Sure, the most respected among us—particularly in the evangelical and Reformed ranks—have felt compelled to drink freely and without charge at the fount of classical theism’s wet bar; but why? The only response I can come up with in regard to the ‘why’ question is that these young (and old) guys and gals are seriously ecclesiocentrically driven. In other words, they want to be identified as Reformed catholics; i.e. they believe in a kind of progressive revelation under the care of God’s providential watch when it comes to the development of ecclesial tradition. They are fully committed to the idea that, all-in-all, the way the doctrine of God has developed through the centuries in the church has had to have Divine guidance, at some level. In other words, there is a serious natural theology at play here.

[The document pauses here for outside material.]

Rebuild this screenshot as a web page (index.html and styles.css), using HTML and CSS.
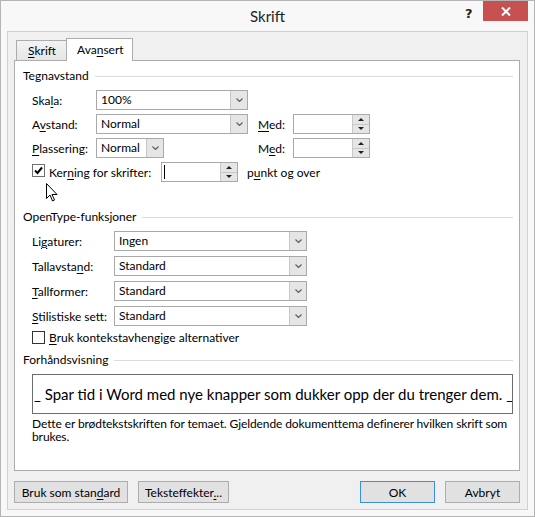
FILE: index.html
```html
<!DOCTYPE html>
<html lang="nb">

<head>
    <meta charset="UTF-8">
    <meta name="viewport" content="width=device-width, initial-scale=1.0">
    <title>Skrift</title>
    <link rel="stylesheet" href="styles.css">
</head>

<body>
    <div class="window">
        <div class="titlebar">
            <span class="title">Skrift</span>
            <span class="help">?</span>
            <span class="close">
                <svg width="10" height="9" viewBox="0 0 10 9"><path d="M1 0.5 L9 8.5 M9 0.5 L1 8.5" stroke="#fff" stroke-width="2"/></svg>
            </span>
        </div>

        <div class="client">
            <div class="tabs">
                <div class="tab"><u>S</u>krift</div>
                <div class="tab active">Ava<u>n</u>sert</div>
            </div>

            <div class="panel">
                <!-- Tegnavstand -->
                <div class="group-head"><span>Tegnavstand</span></div>

                <div class="row first">
                    <label class="lbl w64">Ska<u>l</u>a:</label>
                    <div class="combo w152"><span class="val">100%</span><span class="drop"></span></div>
                </div>
                <div class="row">
                    <label class="lbl w64">A<u>v</u>stand:</label>
                    <div class="combo w152"><span class="val">Normal</span><span class="drop"></span></div>
                    <label class="lbl med"><u>M</u>ed:</label>
                    <div class="spin"><span class="val"></span><span class="arrows"><i class="up"></i><i class="down"></i></span></div>
                </div>
                <div class="row">
                    <label class="lbl w64"><u>P</u>lassering:</label>
                    <div class="combo w68"><span class="val">Normal</span><span class="drop"></span></div>
                    <div class="spacer84"></div>
                    <label class="lbl med">M<u>e</u>d:</label>
                    <div class="spin"><span class="val"></span><span class="arrows"><i class="up"></i><i class="down"></i></span></div>
                </div>
                <div class="row kernrow">
                    <span class="check on"></span>
                    <label class="lbl kern">Ker<u>n</u>ing for skrifter:</label>
                    <div class="spin"><span class="val"><span class="caret"></span></span><span class="arrows"><i class="up"></i><i class="down"></i></span></div>
                    <label class="lbl after">p<u>u</u>nkt og over</label>
                </div>

                <!-- OpenType -->
                <div class="group-head second"><span>OpenType-funksjoner</span></div>

                <div class="row first wide">
                    <label class="lbl w82">Li<u>g</u>aturer:</label>
                    <div class="combo w193"><span class="val">Ingen</span><span class="drop"></span></div>
                </div>
                <div class="row wide">
                    <label class="lbl w82">Tallavsta<u>n</u>d:</label>
                    <div class="combo w193"><span class="val">Standard</span><span class="drop"></span></div>
                </div>
                <div class="row wide">
                    <label class="lbl w82"><u>T</u>allformer:</label>
                    <div class="combo w193"><span class="val">Standard</span><span class="drop"></span></div>
                </div>
                <div class="row wide">
                    <label class="lbl w82"><u>S</u>tilistiske sett:</label>
                    <div class="combo w193"><span class="val">Standard</span><span class="drop"></span></div>
                </div>
                <div class="row checkrow">
                    <span class="check"></span>
                    <label class="lbl"><u>B</u>ruk kontekstavhengige alternativer</label>
                </div>

                <!-- Forhåndsvisning -->
                <div class="group-head third"><span>Forhåndsvisning</span></div>
                <div class="preview">_ Spar tid i Word med nye knapper som dukker opp der du trenger dem. _</div>
                <p class="note">Dette er brødtekstskriften for temaet. Gjeldende dokumenttema definerer hvilken skrift som brukes.</p>

                <!-- musepeker over avkrysningsboksen -->
                <svg class="pointer" width="12" height="19" viewBox="0 0 12 19">
                    <path d="M0.5 0.5 L0.5 15.5 L4 12 L6.5 18 L8.5 17 L6 11.5 L11 11.5 Z" fill="#fff" stroke="#000" stroke-width="1"/>
                </svg>
            </div>

            <div class="buttons">
                <button class="btn">Bruk som stan<u>d</u>ard</button>
                <button class="btn effects">Teksteffekter<u>.</u>..</button>
                <span class="grow"></span>
                <button class="btn default">OK</button>
                <button class="btn">Avbryt</button>
            </div>
        </div>
    </div>
</body>

</html>
```

FILE: styles.css
```css
body {
    margin: 0;
    font-family: Lato, "Noto Sans", sans-serif;
    font-size: 12px;
    color: #000;
}

u {
    text-decoration-thickness: 1px;
    text-underline-offset: 2px;
}

.window {
    width: 533px;
    height: 515px;
    border: 1px solid #b5b5b5;
    background: #f8f8f8;
    display: flex;
    flex-direction: column;
}

.titlebar {
    height: 30px;
    position: relative;
    display: flex;
    justify-content: center;
}

.title {
    font-size: 15px;
    line-height: 30px;
    color: #222;
}

.help {
    position: absolute;
    left: 464px;
    top: 5px;
    font-family: "DejaVu Sans", sans-serif;
    font-weight: bold;
    font-size: 13px;
    color: #222;
}

.close {
    position: absolute;
    left: 482px;
    top: 0;
    width: 45px;
    height: 20px;
    background: #c75050;
    display: flex;
    align-items: center;
    justify-content: center;
}

.client {
    margin: 0 6px 6px 6px;
    flex: 1;
    border: 1px solid #d0d0d0;
    background: #f0f0f0;
    padding: 7px 7px 0 6px;
    display: flex;
    flex-direction: column;
}

.tabs {
    display: flex;
    align-items: flex-end;
    margin-left: 2px;
    height: 21px;
    position: relative;
    z-index: 1;
}

.tab {
    height: 19px;
    line-height: 19px;
    padding: 0 9px 0 11px;
    border: 1px solid #acacac;
    border-bottom: none;
    background: linear-gradient(#f3f3f3, #e6e6e6);
    width: 29px;
}

.tab.active {
    height: 22px;
    line-height: 21px;
    width: 45px;
    padding: 0 10px;
    margin-left: -1px;
    margin-bottom: -1px;
    background: #fff;
}

.panel {
    position: relative;
    height: 409px;
    border: 1px solid #acacac;
    background: #fff;
    padding: 0 6px 0 8px;
}

.group-head {
    display: flex;
    align-items: center;
    height: 16px;
    line-height: 16px;
    margin-top: 7px;
}

.group-head::after {
    content: "";
    flex: 1;
    border-top: 1px solid #dcdcdc;
    margin-left: 6px;
}

.group-head.second {
    margin-top: 27px;
}

.group-head.third {
    margin-top: 7px;
}

.row {
    display: flex;
    align-items: center;
    height: 20px;
    margin-top: 4px;
    padding-left: 9px;
}

.row.first {
    margin-top: 6px;
}

.row.wide {
    margin-top: 5px;
}

.row.wide.first {
    margin-top: 6px;
}

.lbl {
    white-space: nowrap;
}

.w64 { width: 64px; }
.w82 { width: 82px; }

.med {
    width: 35px;
    margin-left: 10px;
}

.spacer84 {
    width: 84px;
}

.combo {
    height: 18px;
    border: 1px solid #a9a9a9;
    display: flex;
    background: #fff;
}

.w152 { width: 150px; }
.w68 { width: 66px; }
.w193 { width: 191px; }

.combo .val {
    flex: 1;
    padding-left: 4px;
    line-height: 18px;
}

.drop {
    width: 16px;
    border-left: 1px solid #c8c8c8;
    background: #e5e5e5 url("data:image/svg+xml,%3Csvg xmlns='http://www.w3.org/2000/svg' width='7' height='4'%3E%3Cpath d='M0.5 0.5 L3.5 3.5 L6.5 0.5' fill='none' stroke='%23606060' stroke-width='1.2'/%3E%3C/svg%3E") no-repeat center;
}

.spin {
    width: 75px;
    height: 18px;
    border: 1px solid #a9a9a9;
    display: flex;
    background: #fff;
}

.spin .val {
    flex: 1;
    position: relative;
}

.caret {
    position: absolute;
    left: 2px;
    top: 2px;
    width: 1px;
    height: 14px;
    background: #000;
}

.arrows {
    width: 16px;
    display: flex;
    flex-direction: column;
    border-left: 1px solid #c8c8c8;
}

.arrows i {
    flex: 1;
    background: #e5e5e5;
    position: relative;
}

.arrows i.up {
    border-bottom: 1px solid #c8c8c8;
}

.arrows i::after {
    content: "";
    position: absolute;
    left: 5px;
    top: 3px;
    border-left: 3px solid transparent;
    border-right: 3px solid transparent;
}

.arrows i.up::after {
    border-bottom: 3px solid #222;
}

.arrows i.down::after {
    top: 2px;
    border-top: 3px solid #222;
}

.check {
    width: 11px;
    height: 11px;
    border: 1px solid #333;
    background: #fff;
    margin-right: 4px;
    flex: none;
}

.kernrow .check {
    margin-top: -4px;
}

.check.on {
    border-color: #707070;
    background: #fff url("data:image/svg+xml,%3Csvg xmlns='http://www.w3.org/2000/svg' width='11' height='11'%3E%3Cpath d='M2 5.5 L4.5 8 L9 2.5' fill='none' stroke='%23000' stroke-width='2'/%3E%3C/svg%3E") no-repeat center;
}

.kern {
    width: 112px;
}

.after {
    margin-left: 9px;
}

.checkrow {
    height: 16px;
    margin-top: 3px;
}

.preview {
    margin: 6px 0 0 9px;
    height: 38px;
    border: 1px solid #6d6d6d;
    font-size: 15px;
    line-height: 38px;
    white-space: nowrap;
    overflow: hidden;
    padding-left: 1px;
}

.note {
    margin: 3px -4px 0 9px;
    line-height: 13px;
    letter-spacing: -0.1px;
}

.pointer {
    position: absolute;
    left: 31px;
    top: 122px;
}

.buttons {
    display: flex;
    margin-top: 10px;
    gap: 10px;
}

.grow {
    flex: 1;
}

.btn {
    font: inherit;
    height: 22px;
    padding: 0;
    border: 1px solid #adadad;
    background: #e1e1e1;
    color: #000;
    width: 114px;
}

.btn.effects {
    width: 91px;
}

.btn.default {
    border-color: #3c8de0;
    width: 75px;
}

.btn:last-child {
    width: 75px;
}
```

These (relatively) young, restless, and reformed theologians believe, I surmise, that because it’s there—in church history and the history of churchly ideation—that, indeed, God must have wanted, for example, Thomas Aquinas to integrate Aristotle’s categories with Christian theology thus producing a faithful and orthodox accounting of how the church ought to understand and grammarize God in their theologizing and witness bearing capacities as churchly thinkers.
I have much more to say, but these are some inchoate thoughts (I have written on many of these themes over the years here at the blog and my other blogs of past repute). But I simply leave off with this: classical Calvinism’s conception of God (or any other expression of classical theism) is not of necessity the orthodox conception of God. There are better ways to think God, and we can be attuned to some of the classical theistic concerns while not giving them pride of place. We need to, as good Protestant Christians, give God’s Self-revelation pride of place; we need to realize that that revelation itself, as attested to in Holy Scripture (i.e. the ‘scripture principle’) comes with its own categories. We need to flip the normal way of doing business for so many of these classical theistic thinkers on its head, and return to the mode that believes the best way forward is to allow God’s Self-revelation in Christ, as attested to by Holy Scripture, to have the categorical say when it comes to how we think God.
I don’t personally want to worship a hybrid version of God who me and Aristotle could equally ascribe worth to based upon our similar convictions about his nature. I want to worship the God who is considered both foolish and weak; the God the Greeks originally believed this to be true of (i.e. weak and foolish), the God revealed in Jesus Christ (cf. I Corinthians 1.17-25). And there is a way to do all of this without losing orthodoxy; there is a way in the history of the church even.
[1] Bruce McCormack, ed.,Engaging the Doctrine of God, 186–87, cited by Bobby Grow in Evangelical Calvinism, 96.
[2] Veli- Matti Kärkkäinen citing David Ray Griffin in, The Doctrine of God: A Global Introduction, 54-5.